In all honesty, I have always hesitated when people ask me if I am a cyclist.
“Um, well… I ride a lot,” has tended to be the response.
But hold on: I ride every single day.
Sure, it’s not a 50-mile training ride in the wee hours before breakfast (I run during that time) or a cyclocross race on weekends, but in all actuality, there is rarely a day that goes by that I don’t jump on two wheels. And yet, somehow I don’t feel that I fit into the “cyclist” definition. Why? Because I don’t wear spandex at least three times a week? If you ride a bike you’re a cyclist. End of story.
When it comes to food, something similar happens.
I shudder when someone says something along the lines of, “so, you’re a foodie?”
Well, yes I like food. I like good food. But you’ll find me hunkered over a bowl of quickly thrown together whole grains and some leafy green just as easily as you will at a new restaurant serving cardamom-infused cocktails. To my friends, I am food-obsessed, and yet on the opposite end, I am neither a chef nor a nutritionist; my love of food is simply a personal amalgamation of experiences and plenty of trial and error in the kitchen.
Foodie? Maybe. I do have a website with the word “foodie” in it after all. Just a normal person that happens to enjoy the entire of process of food no matter what it is? Yes.
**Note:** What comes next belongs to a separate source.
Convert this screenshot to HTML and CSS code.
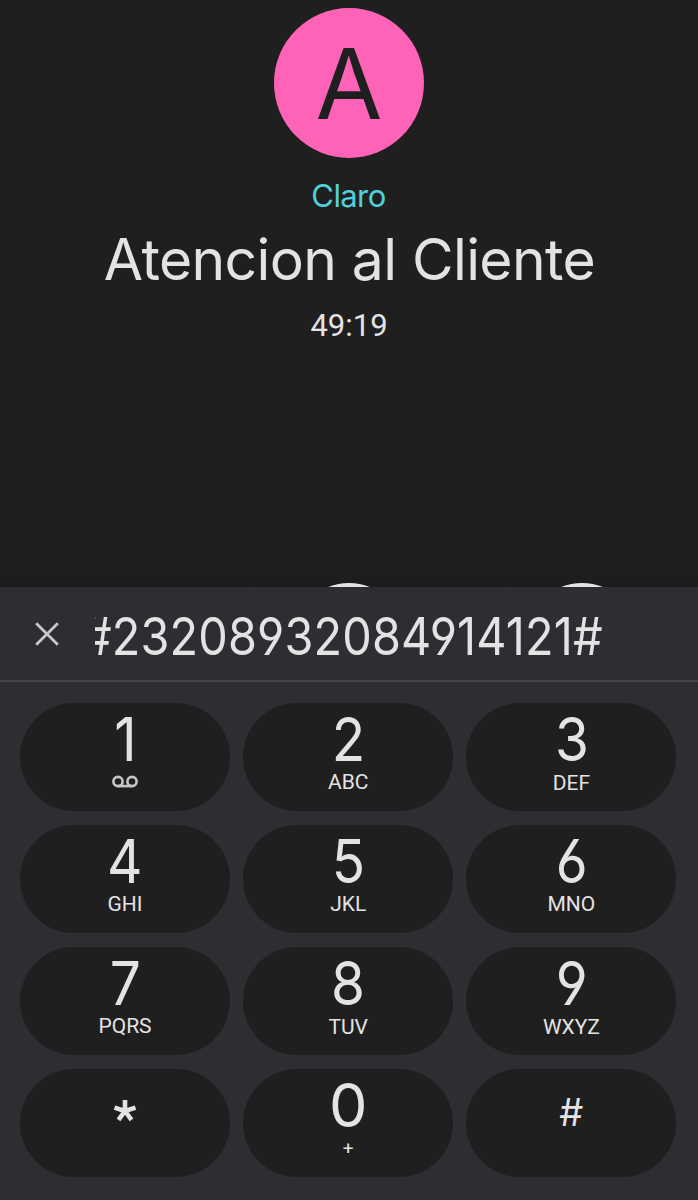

Why is it that we are so obsessed with definitions? We are either this, or that. We have either started on the path towards something, or we’re at the destination; we leave no room for the journey.
This is something that I think about a lot especially as it relates to food. Food isn’t just food. It has to be something. It has to be Healthy Food, or Clean Food, or Low Fat, or High Protein. We have to create diets that get us off of eating processed foods, simply because processed foods are so common that we couldn’t imagine being without them.
Unfortunately, nowadays, eating well isn’t just something that is part of your daily routine; it’s something specific that you do.
But here’s the thing: it doesn’t have to be that way. Because part of eating well is enjoying the process.
You don’t have to be a vegetarian to eat a few more meals a week without meat, and you don’t have to be a vegan to enjoy a killer bowl of guacamole. Food, just like cycling, is about a holistic approach, making the good stuff not just something you do once in awhile, but a part of your every day, and not being intimidated by the definitions that come with it.
Shop at the farmers market not because you’re a self-proclaimed “locavore” but because you like talking to the farmer and knowing where your vegetables came from.
Make a cream sauce out of cashews and kale not because you’re “off dairy” for ten days, but because it makes you feel better.
Enjoy the feeling of sticking your hands into that pumpkin pulp and separating out the seeds, not just buying a can of pumpkin puree because it seems seasonal.
As Voltaire once said, “Nothing would be more tiresome than eating and drinking if God had not made them a pleasure as well as a necessity.”
Because if we don’t have a healthy relationship to what we eat, how can we expect to live a healthy lifestyle? Eat well, eat balanced, and get out for a ride whenever you can. Find the simple joys and embrace them. You’ll find yourself feeling better immediately.
Amen Sister! Thank you for your sane perspective on both being a “rider” or “Cyclist” or “biker” or whatever you choose to name yourself to others as well as a sane and much needed perspective on eating.to live with all the ramifications of the word.